What is an AI Agent? A Simple Introduction

This is the first post of the Xpress AI and Agents Advent Calendar 2024 series. This series of blog posts highlights various parts of the Xpress AI ecosystem and community. Feel free to claim an empty date and write something to help the community.

Myself and the team behind Xpress AI are no strangers to Agents. We got our start implementing reinforcement learning algorithms such as DQN and A3C, and putting them to work in robots that could use elevators by themselves. The capabilities of Large Language Models (LLMs) has caused a resurgence of interest in agents due to multi-modal models now also having the ability to see. Putting LLMs to use in automating work has been dubbed digital co-workers by Google and others. Unfortunately LLMs fall short of the capabilities needed to really work alongside humans in a company. Cracking this problem would result in billions of dollars of value being unlocked. In this post, I’ll show how our approach to agents actually looks backwards to older technology that creates AI systems capable of being more than just glorified chatbots.

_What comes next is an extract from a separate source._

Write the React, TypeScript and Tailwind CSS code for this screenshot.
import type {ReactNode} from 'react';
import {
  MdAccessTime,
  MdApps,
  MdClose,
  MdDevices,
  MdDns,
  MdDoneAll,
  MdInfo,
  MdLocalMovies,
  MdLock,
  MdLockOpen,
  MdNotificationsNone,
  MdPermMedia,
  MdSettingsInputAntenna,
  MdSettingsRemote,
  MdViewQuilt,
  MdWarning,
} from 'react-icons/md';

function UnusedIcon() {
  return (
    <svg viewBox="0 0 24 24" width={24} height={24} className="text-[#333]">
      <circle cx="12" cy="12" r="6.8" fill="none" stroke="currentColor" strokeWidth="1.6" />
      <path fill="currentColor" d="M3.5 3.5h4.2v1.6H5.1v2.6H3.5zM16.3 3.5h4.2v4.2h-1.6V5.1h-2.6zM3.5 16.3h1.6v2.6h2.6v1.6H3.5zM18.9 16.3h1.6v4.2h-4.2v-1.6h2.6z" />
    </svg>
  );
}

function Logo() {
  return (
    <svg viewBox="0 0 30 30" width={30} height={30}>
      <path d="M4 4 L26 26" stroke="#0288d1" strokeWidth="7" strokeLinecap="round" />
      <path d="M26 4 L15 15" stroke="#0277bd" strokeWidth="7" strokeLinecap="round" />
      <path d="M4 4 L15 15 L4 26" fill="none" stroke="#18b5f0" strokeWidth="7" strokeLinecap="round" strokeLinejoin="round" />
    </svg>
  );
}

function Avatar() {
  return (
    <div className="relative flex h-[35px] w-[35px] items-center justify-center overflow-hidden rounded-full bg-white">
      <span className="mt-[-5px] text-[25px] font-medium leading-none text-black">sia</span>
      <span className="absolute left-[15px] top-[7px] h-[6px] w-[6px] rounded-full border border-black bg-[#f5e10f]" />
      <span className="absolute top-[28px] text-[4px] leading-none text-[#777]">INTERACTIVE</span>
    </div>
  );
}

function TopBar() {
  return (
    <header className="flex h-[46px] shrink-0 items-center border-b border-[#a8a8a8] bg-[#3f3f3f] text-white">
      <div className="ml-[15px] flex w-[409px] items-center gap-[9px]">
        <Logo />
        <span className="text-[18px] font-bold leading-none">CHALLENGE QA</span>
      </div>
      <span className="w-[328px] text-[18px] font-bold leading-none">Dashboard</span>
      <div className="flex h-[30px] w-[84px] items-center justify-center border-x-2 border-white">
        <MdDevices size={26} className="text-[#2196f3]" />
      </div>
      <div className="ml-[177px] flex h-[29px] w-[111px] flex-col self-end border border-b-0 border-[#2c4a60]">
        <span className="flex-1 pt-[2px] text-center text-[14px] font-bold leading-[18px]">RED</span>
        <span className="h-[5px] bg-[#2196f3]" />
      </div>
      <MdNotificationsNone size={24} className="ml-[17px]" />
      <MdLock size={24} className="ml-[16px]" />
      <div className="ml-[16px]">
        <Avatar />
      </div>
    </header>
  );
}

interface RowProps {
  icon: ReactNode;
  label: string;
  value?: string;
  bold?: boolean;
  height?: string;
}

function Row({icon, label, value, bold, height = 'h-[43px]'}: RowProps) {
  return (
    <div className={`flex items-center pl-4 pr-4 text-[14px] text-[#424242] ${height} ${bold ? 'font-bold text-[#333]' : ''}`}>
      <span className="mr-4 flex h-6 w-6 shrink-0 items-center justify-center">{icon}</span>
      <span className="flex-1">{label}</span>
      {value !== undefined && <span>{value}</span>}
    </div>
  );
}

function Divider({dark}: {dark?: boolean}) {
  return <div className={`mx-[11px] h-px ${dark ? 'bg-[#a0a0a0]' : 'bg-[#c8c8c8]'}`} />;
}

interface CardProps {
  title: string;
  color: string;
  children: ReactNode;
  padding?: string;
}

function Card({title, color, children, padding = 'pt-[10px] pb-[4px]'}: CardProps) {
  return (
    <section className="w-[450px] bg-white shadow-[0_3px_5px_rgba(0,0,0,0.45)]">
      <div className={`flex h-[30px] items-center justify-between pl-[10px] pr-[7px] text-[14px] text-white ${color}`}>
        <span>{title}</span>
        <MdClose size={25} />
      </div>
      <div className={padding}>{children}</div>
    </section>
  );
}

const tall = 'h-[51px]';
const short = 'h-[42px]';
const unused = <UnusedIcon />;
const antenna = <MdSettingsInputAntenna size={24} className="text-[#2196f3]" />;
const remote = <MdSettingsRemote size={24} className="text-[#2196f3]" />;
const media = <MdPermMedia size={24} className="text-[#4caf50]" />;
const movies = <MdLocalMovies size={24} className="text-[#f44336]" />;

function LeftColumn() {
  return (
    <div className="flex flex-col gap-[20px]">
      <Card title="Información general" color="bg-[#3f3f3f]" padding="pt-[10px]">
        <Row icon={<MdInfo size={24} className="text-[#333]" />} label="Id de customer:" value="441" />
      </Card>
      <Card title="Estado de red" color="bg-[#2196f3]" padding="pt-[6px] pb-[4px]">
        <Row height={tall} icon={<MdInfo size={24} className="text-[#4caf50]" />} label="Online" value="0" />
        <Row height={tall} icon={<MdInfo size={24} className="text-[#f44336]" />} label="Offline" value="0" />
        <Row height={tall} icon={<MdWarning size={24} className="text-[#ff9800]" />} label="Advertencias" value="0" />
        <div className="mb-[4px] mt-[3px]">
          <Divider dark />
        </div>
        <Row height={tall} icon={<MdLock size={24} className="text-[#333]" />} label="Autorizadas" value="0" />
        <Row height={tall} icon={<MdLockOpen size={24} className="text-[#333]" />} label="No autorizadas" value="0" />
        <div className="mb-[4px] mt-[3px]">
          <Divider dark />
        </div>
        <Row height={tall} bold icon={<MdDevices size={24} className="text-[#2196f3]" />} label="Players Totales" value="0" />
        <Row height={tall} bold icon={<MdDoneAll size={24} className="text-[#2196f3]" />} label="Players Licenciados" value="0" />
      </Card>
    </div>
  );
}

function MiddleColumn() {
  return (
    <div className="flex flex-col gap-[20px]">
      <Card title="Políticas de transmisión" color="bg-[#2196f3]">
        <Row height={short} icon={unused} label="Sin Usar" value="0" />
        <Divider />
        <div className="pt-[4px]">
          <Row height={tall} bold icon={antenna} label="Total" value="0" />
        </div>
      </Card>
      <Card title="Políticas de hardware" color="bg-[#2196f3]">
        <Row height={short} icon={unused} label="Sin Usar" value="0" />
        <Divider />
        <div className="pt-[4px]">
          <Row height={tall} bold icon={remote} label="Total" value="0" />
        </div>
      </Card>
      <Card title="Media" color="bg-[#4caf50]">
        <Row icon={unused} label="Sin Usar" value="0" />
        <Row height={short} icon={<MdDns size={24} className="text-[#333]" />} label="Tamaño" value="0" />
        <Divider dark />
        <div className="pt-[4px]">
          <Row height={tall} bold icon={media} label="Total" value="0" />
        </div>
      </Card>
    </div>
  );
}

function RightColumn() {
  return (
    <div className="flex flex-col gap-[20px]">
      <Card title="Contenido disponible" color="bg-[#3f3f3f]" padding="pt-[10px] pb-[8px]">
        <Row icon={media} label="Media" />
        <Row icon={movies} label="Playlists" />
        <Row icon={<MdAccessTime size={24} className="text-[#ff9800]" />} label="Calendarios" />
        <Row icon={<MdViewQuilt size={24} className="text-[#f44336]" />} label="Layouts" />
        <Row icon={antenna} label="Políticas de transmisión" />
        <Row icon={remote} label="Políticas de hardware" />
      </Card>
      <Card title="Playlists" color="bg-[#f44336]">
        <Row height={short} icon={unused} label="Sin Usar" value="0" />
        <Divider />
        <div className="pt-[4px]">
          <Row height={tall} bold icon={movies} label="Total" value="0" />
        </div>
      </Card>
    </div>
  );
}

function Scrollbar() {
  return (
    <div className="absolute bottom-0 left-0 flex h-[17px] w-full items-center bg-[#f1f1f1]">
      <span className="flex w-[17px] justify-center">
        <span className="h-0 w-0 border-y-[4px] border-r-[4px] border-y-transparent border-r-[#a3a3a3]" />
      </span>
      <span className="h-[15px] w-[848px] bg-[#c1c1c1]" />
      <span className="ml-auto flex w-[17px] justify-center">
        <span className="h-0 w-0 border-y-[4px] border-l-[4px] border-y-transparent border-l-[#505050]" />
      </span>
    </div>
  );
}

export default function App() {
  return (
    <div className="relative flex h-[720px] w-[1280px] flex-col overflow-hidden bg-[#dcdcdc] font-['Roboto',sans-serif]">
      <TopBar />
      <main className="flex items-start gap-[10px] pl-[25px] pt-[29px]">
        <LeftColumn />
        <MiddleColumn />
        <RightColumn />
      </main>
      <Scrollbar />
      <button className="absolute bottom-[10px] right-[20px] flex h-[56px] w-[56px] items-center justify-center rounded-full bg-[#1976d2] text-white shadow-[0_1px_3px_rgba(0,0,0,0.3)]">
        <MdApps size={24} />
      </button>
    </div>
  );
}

The Evolution of AI Agents

The idea of ‘Agents’ living inside a computer is an incredibly old one. Not just for robotics but even in personal computers. Even back in 1984, Steve Jobs talked about them in an interview in Access Magazine:

Well, the types of computers we have today are tools. They’re responders: you ask a computer to do something and it will do it. The next stage is going to be computers as “agents.” In other words, it will be as if there’s a little person inside that box who starts to anticipate what you want. Rather than help you, it will start to guide you through large amounts of information. It will almost be like you have a little friend inside that box. I think the computer as an agent will start to mature in the late ’80s, early ’90s.

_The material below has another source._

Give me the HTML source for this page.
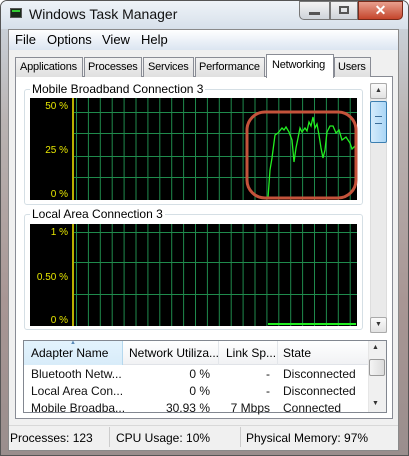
<!DOCTYPE html>
<html><head><meta charset="utf-8"><style>
*{margin:0;padding:0;box-sizing:border-box}
body{width:409px;height:456px;overflow:hidden;background:#fff;font-family:"Liberation Sans",sans-serif;font-size:12px;color:#000;position:relative}
.abs{position:absolute}
.tab{font-size:11px;letter-spacing:-0.2px}
</style></head><body>
<div class="abs" style="left:0;top:0;width:409px;height:456px;background:linear-gradient(#dfe6ee,#c9cfd6 30px,#b9b3b2 120px,#a89694 300px,#9a8e8d);border:1px solid #555;border-radius:7px 7px 0 0"></div>
<div class="abs" style="left:1px;top:1px;width:407px;height:28px;background:linear-gradient(#eef3f8,#d7e0ea);border-radius:6px 6px 0 0"></div>
<div class="abs" style="left:10px;top:8px;width:12px;height:10px;background:#1a2a1a;border:1px solid #555"></div>
<div class="abs" style="left:12px;top:10px;width:8px;height:5px;border-top:2px solid #3c3;"></div>
<div class="abs" style="left:29px;top:6px;font-size:14px;color:#111">Windows Task Manager</div>
<div class="abs" style="left:299px;top:1px;width:31px;height:19px;background:linear-gradient(#f3f3f3,#cfd4da);border:1px solid #777;border-radius:0 0 0 5px"></div>
<div class="abs" style="left:309px;top:12px;width:11px;height:3px;background:#555"></div>
<div class="abs" style="left:330px;top:1px;width:28px;height:19px;background:linear-gradient(#f3f3f3,#cfd4da);border:1px solid #777"></div>
<div class="abs" style="left:339px;top:6px;width:10px;height:8px;border:2px solid #555"></div>
<div class="abs" style="left:358px;top:1px;width:45px;height:19px;background:linear-gradient(#e8a08e,#c5452c);border:1px solid #7a2a1a;border-radius:0 0 5px 0;color:#fff;font-weight:bold;font-size:14px;text-align:center;line-height:17px">✕</div>
<div class="abs" style="left:8px;top:29px;width:391px;height:422px;background:#f0f0f0;border:1px solid #8a8a8a"></div>
<div class="abs" style="left:9px;top:30px;width:389px;height:20px;background:linear-gradient(#fff,#dbe5f1)"></div>
<div class="abs" style="left:15px;top:32px;font-size:13px">File</div>
<div class="abs" style="left:47px;top:32px;font-size:13px">Options</div>
<div class="abs" style="left:102px;top:32px;font-size:13px">View</div>
<div class="abs" style="left:141px;top:32px;font-size:13px">Help</div>
<div class="abs" style="left:15px;top:76px;width:378px;height:343px;background:#fff;border:1px solid #898c95"></div>
<div class="abs tab" style="left:15px;top:57px;height:20px;width:68px;background:linear-gradient(#f2f2f2,#e0e0e0);border:1px solid #898c95;border-bottom:none;padding:3px 0 0 4px">Applications</div>
<div class="abs tab" style="left:84px;top:57px;height:20px;width:58px;background:linear-gradient(#f2f2f2,#e0e0e0);border:1px solid #898c95;border-bottom:none;padding:3px 0 0 3px">Processes</div>
<div class="abs tab" style="left:143px;top:57px;height:20px;width:51px;background:linear-gradient(#f2f2f2,#e0e0e0);border:1px solid #898c95;border-bottom:none;padding:3px 0 0 4px">Services</div>
<div class="abs tab" style="left:195px;top:57px;height:20px;width:70px;background:linear-gradient(#f2f2f2,#e0e0e0);border:1px solid #898c95;border-bottom:none;padding:3px 0 0 3px">Performance</div>
<div class="abs tab" style="left:266px;top:54px;height:24px;width:68px;background:#fff;border:1px solid #898c95;border-bottom:none;padding:4px 0 0 5px">Networking</div>
<div class="abs tab" style="left:334px;top:57px;height:20px;width:37px;background:linear-gradient(#f2f2f2,#e0e0e0);border:1px solid #898c95;border-bottom:none;padding:3px 0 0 3px">Users</div>
<div class="abs" style="left:24px;top:89px;width:339px;height:116px;border:1px solid #d5dfe5;border-radius:3px"></div>
<div class="abs" style="left:30px;top:82px;background:#fff;padding:0 2px">Mobile Broadband Connection 3</div>
<div class="abs" style="left:24px;top:214px;width:339px;height:116px;border:1px solid #d5dfe5;border-radius:3px"></div>
<div class="abs" style="left:30px;top:207px;background:#fff;padding:0 2px">Local Area Connection 3</div>
<svg class="abs" style="left:0;top:0" width="409" height="456">
<defs>
<pattern id="v" x="76" y="0" width="11.9" height="456" patternUnits="userSpaceOnUse"><rect x="0" y="0" width="1" height="456" fill="#1f8a4c"/></pattern>
</defs>
<rect x="30" y="98" width="327" height="102" fill="#000"/>
<rect x="73" y="98" width="284" height="102" fill="url(#v)"/>
<g fill="#1f8a4c"><rect x="73" y="112" width="284" height="1"/><rect x="73" y="133" width="284" height="1"/><rect x="73" y="156" width="284" height="1"/><rect x="73" y="177" width="284" height="1"/></g>
<rect x="72" y="98" width="2" height="102" fill="#b8b000"/>
<g fill="#e6e600" font-size="10" font-family="Liberation Sans" text-anchor="end"><text x="68" y="109">50 %</text><text x="68" y="153">25 %</text><text x="68" y="197">0 %</text></g>
<polyline fill="none" stroke="#22ee22" stroke-width="1.3" points="268,198 270,170 272,158 275,135 278,133 282,128 284,130 286,127 289,132 292,140 294,162 296,148 298,138 300,128 302,132 305,128 307,131 309,122 311,126 313,117 315,128 317,124 319,135 321,148 323,158 325,150 327,132 330,126 333,126 336,133 339,130 342,140 346,137 350,143 352,149 355,146"/>
<rect x="247" y="112" width="109" height="86" rx="18" fill="none" stroke="#c4533b" stroke-width="3"/>
<rect x="30" y="224" width="327" height="102" fill="#000"/>
<rect x="73" y="224" width="284" height="102" fill="url(#v)"/>
<g fill="#1f8a4c"><rect x="73" y="232" width="284" height="1"/><rect x="73" y="262" width="284" height="1"/><rect x="73" y="294" width="284" height="1"/></g>
<rect x="268" y="323" width="88" height="2" fill="#22ee22"/>
<rect x="72" y="224" width="2" height="102" fill="#b8b000"/>
<g fill="#e6e600" font-size="10" font-family="Liberation Sans" text-anchor="end"><text x="68" y="235">1 %</text><text x="68" y="280">0.50 %</text><text x="68" y="323">0 %</text></g>
</svg>
<div class="abs" style="left:370px;top:83px;width:17px;height:250px;background:#eaeaea;border:1px solid #ddd"></div>
<div class="abs" style="left:370px;top:83px;width:17px;height:16px;background:linear-gradient(#fafafa,#e2e2e2);border:1px solid #aaa;border-radius:2px;font-size:7px;text-align:center;line-height:14px;color:#333">▲</div>
<div class="abs" style="left:370px;top:101px;width:17px;height:42px;background:linear-gradient(90deg,#d5ebfb,#aad6f6);border:1px solid #3c7fb1;border-radius:2px"></div>
<div class="abs" style="left:375px;top:116px;width:7px;height:8px;border-top:1px solid #3c6e9a;border-bottom:1px solid #3c6e9a"></div>
<div class="abs" style="left:370px;top:317px;width:17px;height:16px;background:linear-gradient(#fafafa,#e2e2e2);border:1px solid #aaa;border-radius:2px;font-size:7px;text-align:center;line-height:14px;color:#333">▼</div>
<div class="abs" style="left:23px;top:340px;width:364px;height:73px;background:#fff;border:1px solid #828790"></div>
<div class="abs" style="left:24px;top:341px;width:344px;height:24px;background:linear-gradient(#fff,#f1f2f4);border-bottom:1px solid #e0e3e8"></div>
<div class="abs" style="left:24px;top:341px;width:99px;height:24px;background:linear-gradient(#e3f3fd,#d8ecf9);border-right:1px solid #b5d8ee"></div>
<div class="abs" style="left:218px;top:341px;width:1px;height:24px;background:#e3e6ea"></div>
<div class="abs" style="left:277px;top:341px;width:1px;height:24px;background:#e3e6ea"></div>
<div class="abs" style="left:70px;top:340px;font-size:6px;color:#5a8ab8">▲</div>
<div class="abs" style="left:31px;top:346px">Adapter Name</div>
<div class="abs" style="left:129px;top:346px">Network Utiliza...</div>
<div class="abs" style="left:226px;top:346px">Link Sp...</div>
<div class="abs" style="left:283px;top:346px">State</div>
<div class="abs" style="left:31px;top:366px;line-height:17px;color:#111">Bluetooth Netw...<br>Local Area Con...<br>Mobile Broadba...</div>
<div class="abs" style="left:130px;top:366px;width:80px;text-align:right;line-height:17px;color:#111">0 %<br>0 %<br>30.93 %</div>
<div class="abs" style="left:220px;top:366px;width:50px;text-align:right;line-height:17px;color:#111">-<br>-<br>7 Mbps</div>
<div class="abs" style="left:283px;top:366px;line-height:17px;color:#111">Disconnected<br>Disconnected<br>Connected</div>
<div class="abs" style="left:368px;top:341px;width:18px;height:71px;background:#f0f0f0;border-left:1px solid #e6e6e6"></div>
<div class="abs" style="left:372px;top:344px;font-size:7px;color:#333">▲</div>
<div class="abs" style="left:369px;top:359px;width:16px;height:17px;background:linear-gradient(90deg,#f4f4f4,#dcdcdc);border:1px solid #999;border-radius:2px"></div>
<div class="abs" style="left:372px;top:400px;font-size:7px;color:#333">▼</div>
<div class="abs" style="left:9px;top:425px;width:389px;height:25px;background:#f0f0f0;border-top:1px solid #d8d8d8"></div>
<div class="abs" style="left:109px;top:427px;width:1px;height:20px;background:#ccc"></div>
<div class="abs" style="left:240px;top:427px;width:1px;height:20px;background:#ccc"></div>
<div class="abs" style="left:10px;top:431px;font-size:12px">Processes: 123</div>
<div class="abs" style="left:116px;top:431px;font-size:12px">CPU Usage: 10%</div>
<div class="abs" style="left:246px;top:431px;font-size:12px">Physical Memory: 97%</div>
</body></html>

Other than the reference to the 80’s and 90’s, a person could say the same thing today. It wasn’t some prediction in a vacuum. Agent Based Systems were the hot topic in AI back when Steve Jobs was talking about this. The concept was originally born from early AI researchers designing the systems necessary for robots to interact in the real world. They needed the robot to perceive the environment, reason about it, and take actions, which lead to the fundamental agent architecture that is often used in robotic systems such as self-driving cars.

The Promise and Limitations of LLM Agents

With the arrival of powerful language models, we saw a new wave of experimentation with AI agents. Projects like BabyAGI and AutoGPT captured people’s imagination by showing how LLMs could break down tasks and attempt to execute them. These systems seemed to provide glimpses of generally intelligent behavior, leading many to believe that with powerful enough LLMs, we could finally create the agents Steve Jobs envisioned.

Diagram of BabyAGI

However, when people started using these systems for real-world tasks, limitations became apparent. BabyAGI would create endless task lists, never truly finishing what it started. AutoGPT would often hallucinate actions and capabilities, struggling when reality didn’t match its increasingly generic and optimistic plans.

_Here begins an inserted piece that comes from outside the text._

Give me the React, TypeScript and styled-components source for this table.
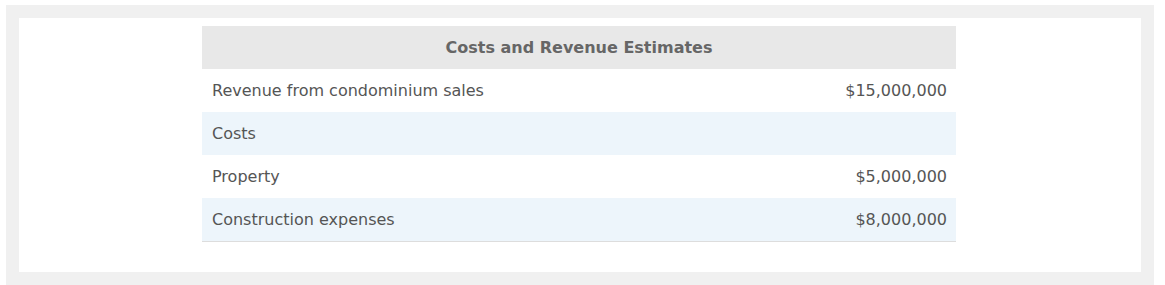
import React from 'react';
import styled, { createGlobalStyle } from 'styled-components';

const GlobalStyle = createGlobalStyle`
  html, body {
    margin: 0;
    padding: 0;
    background: #ffffff;
  }
`;

const rows = [
  { label: 'Revenue from condominium sales', amount: '$15,000,000' },
  { label: 'Costs', amount: '' },
  { label: 'Property', amount: '$5,000,000' },
  { label: 'Construction expenses', amount: '$8,000,000' },
];

function App() {
  return (
    <>
      <GlobalStyle />
      <Frame>
        <Panel>
          <Table>
            <thead>
              <tr>
                <HeadCell colSpan={2}>Costs and Revenue Estimates</HeadCell>
              </tr>
            </thead>
            <tbody>
              {rows.map((row, i) => (
                <Row key={row.label} $striped={i % 2 === 1}>
                  <Cell>{row.label}</Cell>
                  <Cell className='amount'>{row.amount}</Cell>
                </Row>
              ))}
            </tbody>
          </Table>
        </Panel>
      </Frame>
    </>
  );
}

const Frame = styled.div`
  margin: 5px 11px 0 6px;
  background: #f0f0f0;
  padding: 13px;
  height: 254px;
  box-sizing: content-box;
`;

const Panel = styled.div`
  background: #ffffff;
  height: 100%;
  padding: 8px 2px 0 0;
  box-sizing: border-box;
`;

const Table = styled.table`
  width: 754px;
  margin: 0 auto;
  border-collapse: collapse;
  font-family: 'DejaVu Sans', Verdana, sans-serif;
  font-size: 16px;
  color: #555555;
  border-bottom: 1px solid #dddddd;
`;

const HeadCell = styled.th`
  height: 43px;
  padding: 0 10px;
  background: #e8e8e8;
  color: #666666;
  font-weight: bold;
  text-align: center;
`;

const Row = styled.tr<{ $striped: boolean }>`
  background: ${(p) => (p.$striped ? '#edf5fb' : '#ffffff')};
`;

const Cell = styled.td`
  height: 43px;
  padding: 0 9px 0 10px;
  text-align: left;

  &.amount {
    text-align: right;
  }
`;

export default App;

These limitations weren’t just about context window size. Even with models capable of processing 128,000 or even 1,000,000 tokens, the fundamental problems remained. The agents couldn’t effectively learn from their experiences, struggled to adapt to unexpected situations, and often failed to ground their actions in reality.

Making Agents Work

Our experience with reinforcement learning taught us something crucial: agents need to be grounded in reality and capable of adapting to feedback. This led us to rethink how AI agents should work:

First, we found that LLMs are much better at determining the next obvious action than at creating long-term plans. Instead of trying to plan everything upfront, effective agents should focus on making good decisions moment by moment, much like how reinforcement learning agents operate.

Second, memory needs to be active and relevant. Rather than drowning the agent in context, we need systems that can actively look up relevant information when needed, keeping the signal-to-noise ratio high.

Finally, agents need boundaries. In the real world, tasks don’t go on forever. By giving agents a maximum number of actions they can take to accomplish a goal, we ensure they either complete the task or gracefully handle failure - just like a human would.

These principles might seem simple, but they make the difference between agents that sound impressive but fail in practice, and agents that can actually get work done.

What’s Next?

In our next post, “Your First AI Agent with Xpress AI”, we’ll show you how to build these agents yourself. You’ll learn to set up the core architecture, define custom modules, connect to real-world environments, and build practical, useful agents that can make a real difference in your work.

The future of AI isn’t just about better models or simpler automation - it’s about creating genuine digital workers that can understand, learn, and act effectively in the real world. And with modern tools and frameworks, that future is more accessible than ever.